The people I write about in "Our Lives" meet death in a variety of ways.
Most of the time it’s natural causes, and usually at a very old age. Others, sadly, are much younger.
Occasionally, it’s someone who died in an accident, or, much rarer, a violent act, the victim in a robbery gone bad, for example.
But never has it been like it was for Christopher Lane last week in Duncan — because somebody reportedly got bored and decided, just for kicks, to kill someone.
Like many, I'm still struggling with what to make of it.
While my family was in Gulf Shores, Ala., recently, I had the honor of baptizing my oldest daughter, Aubrey.
We did it right there, wading out into the roiling sea off the white sand beach.
For several months leading up, she had been talking about it with her mother, and she had decided the time had come.
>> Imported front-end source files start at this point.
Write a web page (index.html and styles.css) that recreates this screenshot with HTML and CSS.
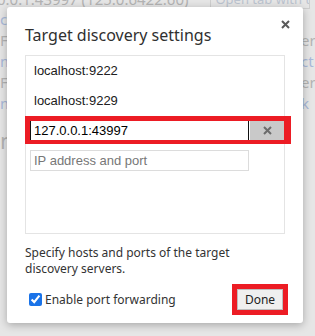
FILE: index.html
```html
<!DOCTYPE html>
<html lang="en">
<head>
  <meta charset="UTF-8">
  <meta name="viewport" content="width=device-width, initial-scale=1.0">
  <title>Target discovery settings</title>
  <link rel="stylesheet" href="styles.css">
</head>
<body>
  <div class="page">
    <div class="page-head">
      <span class="page-target">0.0.1:43997 (125.0.6422.60)</span>
      <span class="page-open">Open tab with url</span>
    </div>
    <div class="page-row"><span class="link">c</span><span></span></div>
    <div class="page-row"><span>F</span><span>er</span></div>
    <div class="page-row"><span class="link">m</span><span class="link">ct f</span></div>
    <div class="page-row"><span>F</span><span>er</span></div>
    <div class="page-row"><span class="link">m</span><span class="link">k</span></div>
    <div class="page-row big"><span>n</span><span></span></div>
  </div>

  <div class="dialog">
    <button class="dialog-close" aria-label="Close">
      <svg width="9" height="9" viewBox="0 0 9 9"><path d="M1 1L8 8M8 1L1 8" stroke="#5a5a5a" stroke-width="2"/></svg>
    </button>
    <div class="dialog-title">Target discovery settings</div>

    <div class="host-list">
      <div class="host-item">localhost:9222</div>
      <div class="host-item">localhost:9229</div>
      <div class="host-item editing">
        <input class="host-input active" type="text" value="127.0.0.1:43997">
        <button class="host-remove" aria-label="Remove">
          <svg width="9" height="9" viewBox="0 0 9 9"><path d="M1 1L8 8M8 1L1 8" stroke="#6b6b6b" stroke-width="2"/></svg>
        </button>
        <div class="highlight"></div>
      </div>
      <div class="host-new">
        <input class="host-input" type="text" placeholder="IP address and port">
      </div>
    </div>

    <p class="dialog-note">Specify hosts and ports of the target discovery servers.</p>

    <div class="dialog-footer">
      <label class="forwarding">
        <input type="checkbox" checked>
        <span>Enable port forwarding</span>
      </label>
      <span class="done-mark"><button class="done">Done</button></span>
    </div>
  </div>
</body>
</html>
```

FILE: styles.css
```css
* {
  margin: 0;
  padding: 0;
  box-sizing: border-box;
}

body, html {
  height: 100%;
  overflow: hidden;
}

body {
  background: #e6e6e6;
  font-family: "Noto Sans", "DejaVu Sans", sans-serif;
  position: relative;
}

/* page behind the dialog */
.page {
  color: #b4b4b4;
  font-size: 15px;
}

.page-head {
  display: flex;
  align-items: flex-end;
  height: 18px;
  margin-top: -9px;
  white-space: nowrap;
}

.page-target {
  margin-left: -3px;
}

.page-open {
  margin-left: 22px;
  width: 100px;
  border: 1px solid #cfcfcf;
  font-size: 13px;
  padding: 0 4px;
  color: #bcc4d0;
  overflow: hidden;
}

.page-row {
  display: flex;
  justify-content: space-between;
  height: 21px;
  line-height: 21px;
}

.page-row span:last-child {
  width: 14px;
  overflow: hidden;
  white-space: nowrap;
}

.page-row .link {
  color: #a9b9d9;
}

.page-row.big {
  margin-top: 16px;
  font-size: 22px;
  height: 30px;
}

/* dialog */
.dialog {
  position: absolute;
  top: 7px;
  left: 7px;
  width: 296px;
  height: 316px;
  background: #fff;
  border-radius: 3px;
  box-shadow: 0 2px 8px rgba(0, 0, 0, 0.28);
  padding: 16px 18px 8px 18px;
  color: #333;
}

.dialog-close {
  position: absolute;
  top: 9px;
  right: 10px;
  width: 16px;
  height: 16px;
  border: none;
  background: none;
  display: flex;
  align-items: center;
  justify-content: center;
}

.dialog-title {
  font-size: 16px;
  line-height: 24px;
  margin-bottom: 8px;
  color: #303030;
}

.host-list {
  border: 1px solid #e4e4e4;
  height: 179px;
  font-family: "Liberation Sans", Arial, sans-serif;
  font-size: 13px;
  color: #202020;
}

.host-item {
  height: 30px;
  line-height: 30px;
  padding-left: 8px;
}

.host-item.editing {
  position: relative;
  display: flex;
  align-items: center;
  gap: 1px;
  padding-left: 4px;
}

.host-input {
  width: 219px;
  height: 22px;
  border: 1px solid #dcdcdc;
  font-family: "Liberation Sans", Arial, sans-serif;
  font-size: 13px;
  padding: 0 3px;
  color: #000;
  outline: none;
}

.host-input::placeholder {
  color: #777;
}

.host-input.active {
  border: 1px solid #111;
  margin-top: -2px;
}

.host-remove {
  width: 34px;
  height: 22px;
  margin-top: -2px;
  border: none;
  background: #c9c9c9;
  display: flex;
  align-items: center;
  justify-content: center;
}

.highlight {
  position: absolute;
  left: -1px;
  top: 0;
  width: 266px;
  height: 28px;
  border-style: solid;
  border-color: #ec1c24;
  border-width: 5px 7px 4px 5px;
}

.host-new {
  padding: 4px 0 0 4px;
}

.host-new .host-input {
  height: 21px;
}

.dialog-note {
  margin-top: 11px;
  font-size: 12px;
  line-height: 16px;
  color: #333;
}

.dialog-footer {
  display: flex;
  justify-content: space-between;
  align-items: center;
  margin-top: 7px;
  margin-right: -3px;
  height: 31px;
}

.forwarding {
  display: flex;
  align-items: center;
  font-size: 12px;
  color: #333;
}

.forwarding input {
  width: 13px;
  height: 13px;
  margin: 0 3px 0 4px;
  accent-color: #1a73e8;
}

.done-mark {
  border: 5px solid #ec1c24;
  display: flex;
}

.done {
  width: 46px;
  height: 21px;
  border: 1px solid #bdbdbd;
  background: #efefef;
  font-family: "Noto Sans", "DejaVu Sans", sans-serif;
  font-size: 12px;
  color: #222;
}
```
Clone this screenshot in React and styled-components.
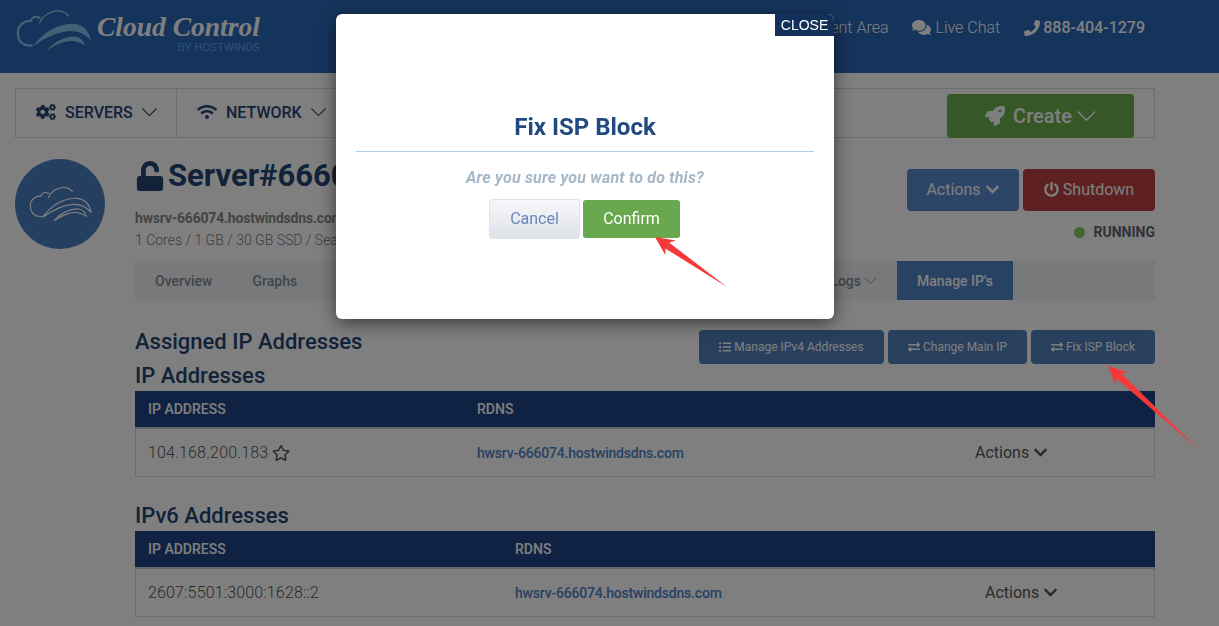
import React from "react";
import styled, { createGlobalStyle } from "styled-components";
import {
  FaChevronDown,
  FaCogs,
  FaComments,
  FaExchangeAlt,
  FaListUl,
  FaPhone,
  FaPowerOff,
  FaRegStar,
  FaRocket,
  FaUnlock,
  FaWifi,
} from "react-icons/fa";

const GlobalStyle = createGlobalStyle`
  html, body {
    margin: 0;
    height: 626px;
    overflow: hidden;
    background: #ffffff;
    font-family: Roboto, "Liberation Sans", sans-serif;
  }
  * {
    box-sizing: border-box;
  }
`;

const Page = styled.div`
  width: 1219px;
  height: 626px;
  overflow: hidden;
`;

const Header = styled.header`
  height: 73px;
  background: #2a68b8;
  display: flex;
  justify-content: space-between;
  padding: 0 74px 0 15px;
`;

const Logo = styled.div`
  display: flex;
  align-items: flex-start;
  gap: 5px;
  padding-top: 9px;
`;

const LogoText = styled.div`
  display: flex;
  flex-direction: column;
  align-items: flex-end;
`;

const LogoName = styled.span`
  margin-top: 2px;
  font-family: "Liberation Serif", serif;
  font-style: italic;
  font-weight: 700;
  font-size: 27.5px;
  line-height: 31px;
  color: #ffffff;
`;

const LogoBy = styled.span`
  margin-top: -1px;
  font-size: 11.5px;
  line-height: 13px;
  color: #5da2ec;
`;

const HeaderNav = styled.nav`
  display: flex;
  gap: 24px;
  padding-top: 18px;
`;

const HeaderLink = styled.a`
  display: flex;
  align-items: center;
  gap: ${(p) => (p.$bold ? 3 : 4)}px;
  height: 19px;
  font-size: 16px;
  font-weight: ${(p) => (p.$bold ? 500 : 300)};
  color: #ffffff;
  svg {
    font-size: ${(p) => (p.$bold ? 16 : 19)}px;
  }
`;

const NavBar = styled.div`
  margin: 15px 64px 0 15px;
  height: 50px;
  border: 1px solid #d8d8d8;
  display: flex;
  padding-right: 20px;
`;

const NavItem = styled.div`
  width: ${(p) => p.$width}px;
  display: flex;
  align-items: center;
  gap: 9px;
  padding: 0 0 2px 20px;
  border-right: 1px solid #dcdcdc;
  font-size: 16px;
  font-weight: 500;
  color: #234473;
  svg {
    flex: none;
  }
`;

const CreateButton = styled.button`
  margin: 5px 0 -1px auto;
  width: 187px;
  border: 0;
  border-radius: 4px;
  background: #6cb04c;
  color: #ffffff;
  font: 500 20px Roboto, sans-serif;
  display: flex;
  align-items: center;
  justify-content: center;
  gap: 8px;
  svg:last-child {
    margin-left: -3px;
  }
`;

const ServerRow = styled.section`
  display: flex;
  gap: 30px;
  padding: 21px 64px 0 15px;
`;

const Avatar = styled.div`
  flex: none;
  width: 90px;
  height: 90px;
  border-radius: 50%;
  background: #4a7ec0;
  display: flex;
  align-items: center;
  justify-content: center;
`;

const ServerBody = styled.div`
  flex: 1;
  min-width: 0;
`;

const ServerTop = styled.div`
  display: flex;
  justify-content: space-between;
  height: 102px;
`;

const ServerTitle = styled.h1`
  margin: 0;
  display: flex;
  align-items: center;
  gap: 3px;
  font-size: 31px;
  line-height: 34px;
  font-weight: 700;
  color: #234473;
  white-space: nowrap;
`;

const HostName = styled.div`
  margin-top: 16px;
  font-size: 14px;
  line-height: 18px;
  font-weight: 700;
  letter-spacing: -0.2px;
  color: #888888;
`;

const Specs = styled.div`
  margin-top: 4px;
  font-size: 14px;
  line-height: 18px;
  font-weight: 300;
  color: #777777;
`;

const ServerActions = styled.div`
  padding-top: 10px;
  display: flex;
  flex-direction: column;
  align-items: flex-end;
`;

const ActionRow = styled.div`
  display: flex;
  gap: 4px;
`;

const ActionButton = styled.button`
  width: ${(p) => p.$width}px;
  height: 42px;
  border: 0;
  border-radius: 4px;
  padding: 0 0 2px;
  background: ${(p) => p.$bg};
  color: #ffffff;
  font: 400 16px Roboto, sans-serif;
  display: flex;
  align-items: center;
  justify-content: center;
  gap: 4px;
`;

const Status = styled.div`
  margin-top: 13px;
  display: flex;
  align-items: center;
  gap: 9px;
  font-size: 14px;
  line-height: 16px;
  font-weight: 700;
  color: #5c6470;
`;

const StatusDot = styled.span`
  width: 11px;
  height: 11px;
  border-radius: 50%;
  background: #7fce5e;
`;

const Tabs = styled.div`
  height: 39px;
  background: #f1f3f5;
  display: flex;
`;

const TabGroup = styled.div`
  width: 762px;
  display: flex;
`;

const Tab = styled.div`
  padding: 0 20px;
  display: flex;
  align-items: center;
  gap: 3px;
  font-size: 14px;
  font-weight: 500;
  color: #848b93;
  margin-left: ${(p) => (p.$push ? "auto" : "0")};
  background: ${(p) => (p.$active ? "#5084c8" : "transparent")};
  ${(p) => p.$active && "color: #ffffff; width: 116px; justify-content: center;"}
`;

const Content = styled.main`
  padding: 30px 64px 0 135px;
`;

const SectionHead = styled.div`
  display: flex;
  justify-content: space-between;
  align-items: flex-start;
  height: 34px;
`;

const Heading = styled.h2`
  margin: 0;
  font-size: 22px;
  line-height: 23px;
  font-weight: 500;
  color: #234473;
`;

const SubHeading = styled(Heading)`
  padding-bottom: 4px;
`;

const ToolButtons = styled.div`
  display: flex;
  gap: 4px;
`;

const ToolButton = styled.button`
  width: ${(p) => p.$width}px;
  height: 34px;
  border: 0;
  border-radius: 4px;
  background: #5080bc;
  color: #ffffff;
  font: 400 12px Roboto, sans-serif;
  display: flex;
  align-items: center;
  justify-content: center;
  gap: 3px;
`;

const Table = styled.div`
  margin-bottom: 27px;
`;

const TableHead = styled.div`
  height: 38px;
  display: grid;
  grid-template-columns: ${(p) => p.$cols};
  align-items: center;
  background: #1f4586;
  border-bottom: 2px solid #c8d0da;
  font-size: 14px;
  font-weight: 500;
  color: #ffffff;
`;

const TableRow = styled.div`
  height: 48px;
  display: grid;
  grid-template-columns: ${(p) => p.$cols};
  align-items: center;
  border: 1px solid #dddddd;
  border-top: 0;
  font-size: 16px;
  font-weight: 300;
  color: #555555;
`;

const Cell = styled.div`
  padding-left: 12px;
  display: flex;
  align-items: center;
  gap: 4px;
  letter-spacing: 0.15px;
`;

const HeadCell = styled(Cell)`
  padding-left: 13px;
  letter-spacing: 0;
`;

const RdnsLink = styled.a`
  padding-left: 12px;
  font-size: 14px;
  font-weight: 500;
  letter-spacing: -0.2px;
  color: #4f82c6;
`;

const RowActions = styled.div`
  display: flex;
  align-items: center;
  gap: 4px;
  font-weight: 400;
`;

const Backdrop = styled.div`
  position: fixed;
  inset: 0;
  background: rgba(0, 0, 0, 0.5);
`;

const Modal = styled.div`
  position: fixed;
  left: 336px;
  top: 14px;
  width: 498px;
  height: 305px;
  background: #ffffff;
  border-radius: 6px;
  box-shadow: 0 4px 18px rgba(0, 0, 0, 0.55);
  padding: 98px 20px 0;
  display: flex;
  flex-direction: column;
  align-items: center;
`;

const CloseTab = styled.button`
  position: absolute;
  top: 0;
  right: 0;
  width: 59px;
  height: 22px;
  border: 0;
  border-radius: 0 6px 0 0;
  padding: 0;
  background: #12305a;
  color: #ffffff;
  font: 400 14px "Liberation Sans", sans-serif;
`;

const ModalTitle = styled.h3`
  margin: 0;
  width: 100%;
  height: 40px;
  text-align: center;
  border-bottom: 1px solid #a9cfe6;
  font-size: 24px;
  line-height: 31px;
  font-weight: 700;
  color: #234a80;
`;

const ModalText = styled.p`
  margin: 16px 0 0;
  font-size: 16px;
  line-height: 19px;
  font-style: italic;
  font-weight: 700;
  letter-spacing: 0.2px;
  color: #a5b7c8;
`;

const ModalButtons = styled.div`
  margin: 12px 1px 0 0;
  display: flex;
  align-items: center;
  gap: 3px;
`;

const CancelButton = styled.button`
  width: 91px;
  height: 40px;
  border: 1px solid #e2e4ea;
  border-radius: 3px;
  padding: 0 0 2px;
  background: linear-gradient(#f6f7f9, #dfe2e9);
  color: #6a86bd;
  font: 400 16px Roboto, sans-serif;
`;

const ConfirmButton = styled.button`
  width: 97px;
  height: 38px;
  border: 0;
  border-radius: 3px;
  padding: 0 0 2px;
  background: #6aa84f;
  color: #ffffff;
  font: 400 16px Roboto, sans-serif;
`;

const Annotation = styled.svg`
  position: fixed;
  left: 0;
  top: 0;
  width: 1219px;
  height: 626px;
  pointer-events: none;
`;

const ipCols = "329px 510px 1fr";
const ip6Cols = "367px 482px 1fr";

const ThinChevron = ({ width }) => (
  <svg width={width} height={width / 2 + 1} viewBox="0 0 16 9" fill="none" stroke="currentColor" strokeWidth="1.2">
    <path d="M.5.5 8 8 15.5.5" />
  </svg>
);

const CloudMark = ({ width, color, outlined }) => (
  <svg width={width} viewBox="0 0 78 44">
    <g fill="none" stroke={color} strokeLinecap="round" strokeWidth={outlined ? 1.4 : 2.4}>
      <path d="M16 12C8 12 2 18 3 25C3 33 9 38 17 37" />
      <path d="M16 12C17 8 21 7 25 9" />
      <path d="M25 14C28 6 38 1 46 2C50 3 53 5 54 7" strokeWidth={outlined ? 1.4 : 1.5} />
    </g>
    <g fill={outlined ? "none" : color} stroke={outlined ? color : "none"} strokeWidth="1.4" strokeLinejoin="round">
      <path d="M18 38C28 24 44 14 60 15C69 16 75 22 77 32C70 24 60 21 50 23C38 25 28 31 18 38Z" />
      <path d="M32 42C40 33 52 27 62 28C67 29 70 33 71 37C64 32 56 31 48 34C42 36 37 39 32 42Z" />
    </g>
  </svg>
);

const Arrow = ({ tipX, tipY, tailX, tailY }) => {
  // barbed arrow pointing from the tail back to the tip
  const dx = tipX - tailX;
  const dy = tipY - tailY;
  const len = Math.hypot(dx, dy);
  const ux = dx / len;
  const uy = dy / len;
  const at = (along, side) => `${tipX - ux * along - uy * side},${tipY - uy * along + ux * side}`;
  return (
    <polygon
      fill="#f5393a"
      points={[
        `${tipX},${tipY}`,
        at(19, 9),
        at(15, 3.5),
        `${tailX},${tailY}`,
        at(15, -3.5),
        at(19, -9),
      ].join(" ")}
    />
  );
};

const App = () => {
  return (
    <Page>
      <GlobalStyle />
      <Header>
        <Logo>
          <CloudMark width={77} color="#7fc4e8" />
          <LogoText>
            <LogoName>Cloud Control</LogoName>
            <LogoBy>BY HOSTWINDS</LogoBy>
          </LogoText>
        </Logo>
        <HeaderNav>
          <HeaderLink>Client Area</HeaderLink>
          <HeaderLink>
            <FaComments />
            Live Chat
          </HeaderLink>
          <HeaderLink $bold>
            <FaPhone />
            888-404-1279
          </HeaderLink>
        </HeaderNav>
      </Header>

      <NavBar>
        <NavItem $width={161}>
          <FaCogs size={20} />
          SERVERS
          <ThinChevron width={15} />
        </NavItem>
        <NavItem $width={180}>
          <FaWifi size={20} />
          NETWORK
          <ThinChevron width={15} />
        </NavItem>
        <CreateButton>
          <FaRocket size={20} />
          Create
          <ThinChevron width={19} />
        </CreateButton>
      </NavBar>

      <ServerRow>
        <Avatar>
          <CloudMark width={64} color="#ffffff" outlined />
        </Avatar>
        <ServerBody>
          <ServerTop>
            <div>
              <ServerTitle>
                <FaUnlock size={30} />
                Server#666074
              </ServerTitle>
              <HostName>hwsrv-666074.hostwindsdns.com</HostName>
              <Specs>1 Cores / 1 GB / 30 GB SSD / Seattle</Specs>
            </div>
            <ServerActions>
              <ActionRow>
                <ActionButton $width={112} $bg="#5a8cd0">
                  Actions
                  <FaChevronDown size={15} />
                </ActionButton>
                <ActionButton $width={132} $bg="#bc4040">
                  <FaPowerOff size={15} />
                  Shutdown
                </ActionButton>
              </ActionRow>
              <Status>
                <StatusDot />
                RUNNING
              </Status>
            </ServerActions>
          </ServerTop>
          <Tabs>
            <TabGroup>
              <Tab>Overview</Tab>
              <Tab>Graphs</Tab>
              <Tab $push>
                Logs
                <ThinChevron width={13} />
              </Tab>
            </TabGroup>
            <Tab $active>Manage IP's</Tab>
          </Tabs>
        </ServerBody>
      </ServerRow>

      <Content>
        <SectionHead>
          <Heading>Assigned IP Addresses</Heading>
          <ToolButtons>
            <ToolButton $width={185}>
              <FaListUl size={12} />
              Manage IPv4 Addresses
            </ToolButton>
            <ToolButton $width={139}>
              <FaExchangeAlt size={12} />
              Change Main IP
            </ToolButton>
            <ToolButton $width={124}>
              <FaExchangeAlt size={12} />
              Fix ISP Block
            </ToolButton>
          </ToolButtons>
        </SectionHead>
        <SubHeading>IP Addresses</SubHeading>
        <Table>
          <TableHead $cols={ipCols}>
            <HeadCell>IP ADDRESS</HeadCell>
            <HeadCell>RDNS</HeadCell>
          </TableHead>
          <TableRow $cols={ipCols}>
            <Cell>
              104.168.200.183
              <FaRegStar size={18} />
            </Cell>
            <RdnsLink>hwsrv-666074.hostwindsdns.com</RdnsLink>
            <RowActions>
              Actions
              <FaChevronDown size={15} />
            </RowActions>
          </TableRow>
        </Table>
        <SubHeading>IPv6 Addresses</SubHeading>
        <Table>
          <TableHead $cols={ip6Cols}>
            <HeadCell>IP ADDRESS</HeadCell>
            <HeadCell>RDNS</HeadCell>
          </TableHead>
          <TableRow $cols={ip6Cols}>
            <Cell>2607:5501:3000:1628::2</Cell>
            <RdnsLink>hwsrv-666074.hostwindsdns.com</RdnsLink>
            <RowActions>
              Actions
              <FaChevronDown size={15} />
            </RowActions>
          </TableRow>
        </Table>
      </Content>

      <Backdrop />
      <Modal>
        <CloseTab>CLOSE</CloseTab>
        <ModalTitle>Fix ISP Block</ModalTitle>
        <ModalText>Are you sure you want to do this?</ModalText>
        <ModalButtons>
          <CancelButton>Cancel</CancelButton>
          <ConfirmButton>Confirm</ConfirmButton>
        </ModalButtons>
      </Modal>
      <Annotation viewBox="0 0 1219 626">
        <Arrow tipX={655} tipY={237} tailX={727} tailY={287} />
        <Arrow tipX={1108} tipY={366} tailX={1198} tailY={449} />
      </Annotation>
    </Page>
  );
};

export default App;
As I told Aubrey, this was her chance to “choose God back.” He had chosen her, in a sense, already; knew her before she was ever born, before anyone else did, who she was and who she would become, each red hair and every freckle.
All that remained now was for her, when she was ready, to reciprocate, repeat the choosing — claim Him as her God and Christ as her Saviour.
She said she was ready. So, with my arm around her, hand clasped over her nose and mouth, it was under and back up.
It was one of those moments that parents of faith look forward to. And we never forget them.
Even so, I wish I had other assurances to give her. I can tell her to walk in faith, that her future is now set — and truly, I believe that it is.
But the details — yes, the details, all those endless what-could-happens — between now and eternity, those I cannot guarantee.
It makes me angry, having to send her, and my other daughter, out every day into a world where kids are killing other kids.
Taking lives because they’ve allegedly got nothing better to do.
Because of this constant, insatiable need to be entertained.
And I know that that’s not all that was going on in Duncan; there’s much more to it, something wrong, deeply wrong in the heart of anyone young or old who could do something like this, whatever the motive.
Still, I have to worry about a world where it seems that, more than ever, to be bored — to have no visible means of distraction at hand,
in hand even, a phone, an electronic device, anything that amuses, stimulates — is the worst thing you can ever be.
I hear it from my own girls far too often: “Daddy, I’m bored.”
Even as they are surrounded by said devices.
Understand, I’m not claiming to have any answers here. I’m still processing.
Back to Duncan for a moment, and then I’m done.
I keep hearing the word “senseless” applied to this crime.
I’m not sure that’s good enough.
Whether the alleged killers thought it all through or not, what happened was probably the logical conclusion to a set of premises reflective of how they view themselves and the world.
In other words, if we knew everything, it would probably make perfect sense.
But I’m still processing that too. I’ll get back to you on it.
The fact is, at the end of the day, the only real answer to it all, or so I believe, lies in what happened there with us on that beach in Alabama.
Still, though, I am a parent. Which means I can’t help myself.
Worrying about what kind of world I’m one day going to hand off to my children has become one of my chief preoccupations.